Comparative seismic analysis of steel frame structures with conventional, castellated, and cellular beams

Modern seismic design of steel structures demands innovative approaches that optimize material strength while maintaining ductility and energy dissipation capacity. Introducing web openings into standard rolled sections, resulting in castellated and cellular beams, has emerged as an effective strategy to achieve these goals. By reducing self-weight and creating efficient load paths, these beams offer potential gains in structural performance under earthquake loading. This study examines the seismic response of a G + 9 steel moment-resisting frame configured with conventional, castellated, and cellular beams. Response Spectrum Analysis (RSA) is performed in ETABS software in accordance with IS 1893 (Part 1): 2016 provisions.

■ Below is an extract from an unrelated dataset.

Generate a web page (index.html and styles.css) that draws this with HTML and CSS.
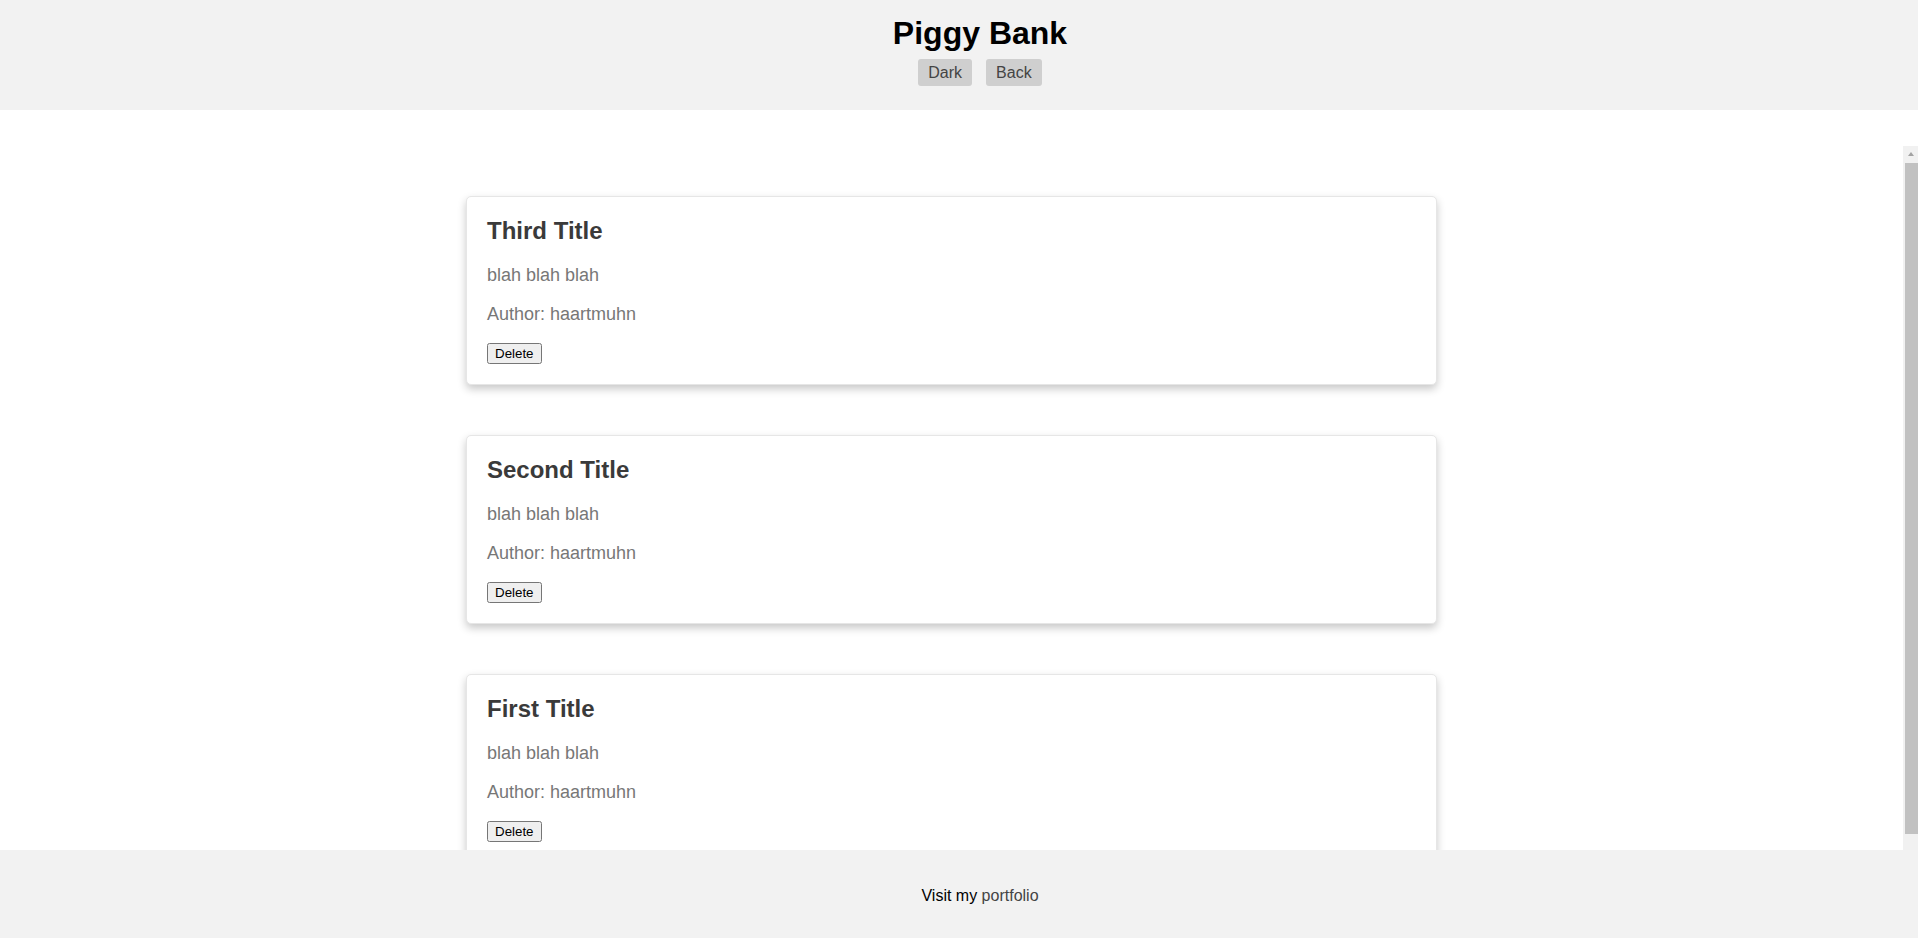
FILE: index.html
```html
<!DOCTYPE html>
<html lang="en">
<head>
<meta charset="utf-8">
<title>Piggy Bank</title>
<link rel="stylesheet" href="styles.css">
</head>
<body>
<div class="app">
  <header class="header">
    <h1 class="header-title">Piggy Bank</h1>
    <div class="header-actions">
      <button class="nav-btn" type="button">Dark</button>
      <button class="nav-btn" type="button">Back</button>
    </div>
  </header>
  <div class="viewport">
    <main class="posts">
      <article class="card">
        <h2 class="card-title">Third Title</h2>
        <p class="card-text">blah blah blah</p>
        <p class="card-text">Author: haartmuhn</p>
        <div class="card-actions"><button class="delete-btn" type="button">Delete</button></div>
      </article>
      <article class="card">
        <h2 class="card-title">Second Title</h2>
        <p class="card-text">blah blah blah</p>
        <p class="card-text">Author: haartmuhn</p>
        <div class="card-actions"><button class="delete-btn" type="button">Delete</button></div>
      </article>
      <article class="card">
        <h2 class="card-title">First Title</h2>
        <p class="card-text">blah blah blah</p>
        <p class="card-text">Author: haartmuhn</p>
        <div class="card-actions"><button class="delete-btn" type="button">Delete</button></div>
      </article>
    </main>
    <div class="scrollbar" aria-hidden="true">
      <div class="scrollbar-btn"><span class="scrollbar-arrow"></span></div>
      <div class="scrollbar-track"><div class="scrollbar-thumb"></div></div>
    </div>
  </div>
  <footer class="footer">
    <span class="footer-text">Visit my <a class="footer-link" href="#">portfolio</a></span>
  </footer>
</div>
</body>
</html>
```
FILE: styles.css
```css
html, body {
  margin: 0;
  padding: 0;
  height: 100%;
}

body {
  font-family: "Liberation Sans", Arial, sans-serif;
  font-size: 16px;
  background: #ffffff;
  color: #000;
}

.app {
  display: flex;
  flex-direction: column;
  height: 100vh;
}

.header {
  flex: 0 0 110px;
  box-sizing: border-box;
  height: 110px;
  background: #f2f2f2;
  padding: 15px 0 0 42px;
  display: flex;
  flex-direction: column;
  align-items: center;
}

.header-title {
  margin: 0;
  font-size: 32px;
  font-weight: bold;
  line-height: normal;
  color: #000;
}

.header-actions {
  display: flex;
  gap: 14px;
  margin-top: 7px;
}

.nav-btn {
  font-family: "Liberation Sans", Arial, sans-serif;
  font-size: 16px;
  line-height: normal;
  padding: 4.6px 10px;
  border: none;
  border-radius: 3px;
  background: #cfcfcf;
  color: #444;
}

.viewport {
  flex: 1 1 auto;
  min-height: 0;
  margin-top: 36px;
  display: flex;
}

.posts {
  flex: 1 1 auto;
  min-width: 0;
  overflow-y: auto;
}

.scrollbar {
  flex: 0 0 15px;
  width: 15px;
  display: flex;
  flex-direction: column;
  background: #f1f1f1;
}

.scrollbar-btn {
  flex: 0 0 17px;
  box-sizing: border-box;
  padding: 6px 0 0 5px;
}

.scrollbar-arrow {
  display: block;
  width: 0;
  height: 0;
  border-left: 3.5px solid transparent;
  border-right: 3.5px solid transparent;
  border-bottom: 4px solid #a3a3a3;
}

.scrollbar-track {
  flex: 1 1 auto;
  padding: 0 0 16px 2px;
  display: flex;
  flex-direction: column;
}

.scrollbar-thumb {
  flex: 1 1 auto;
  background: #c1c1c1;
}

.card {
  box-sizing: border-box;
  width: 971px;
  margin: 50px auto 0;
  padding: 0 20px 20px;
  border: 1px solid #e6e6e6;
  border-radius: 5px;
  background: #fff;
  box-shadow: 0 4px 8px rgba(0, 0, 0, 0.22);
}

.card-title {
  font-size: 24px;
  font-weight: bold;
  margin: 20px 0 20px;
  color: #3a3a3a;
}

.card-text {
  font-size: 18px;
  margin: 18px 0;
  color: #777;
}

.card-actions {
  margin-top: 0;
  line-height: 1;
}

.delete-btn {
  font-family: "Liberation Sans", Arial, sans-serif;
  font-size: 13.333px;
}

.footer {
  flex: 0 0 88px;
  box-sizing: border-box;
  height: 88px;
  background: #f2f2f2;
  display: flex;
  align-items: center;
  justify-content: center;
  padding: 3px 0 0 42px;
}

.footer-text {
  font-size: 16px;
  color: #000;
}

.footer-link {
  color: #444;
  text-decoration: none;
}
```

Key response metrics such as lateral displacement, story drift, base shear, and time period are compared across the three beam configurations. Results indicate that both castellated and cellular beams outperform conventional sections: lateral displacements decrease by up to 37%, and story drifts reduce by up to 34%. Correspondingly, base shear values drop by up to 26.8%, signifying improved energy dissipation characteristics. The time period increases by approximately 40–42% for sections containing web openings, reflecting a trade-off between stiffness and flexibility. While these findings are promising, they are limited to linear dynamic analysis and idealized configurations. Overall, this research confirms that integrating castellated and cellular beams into steel frames can yield effective and economical improvements in seismic resilience.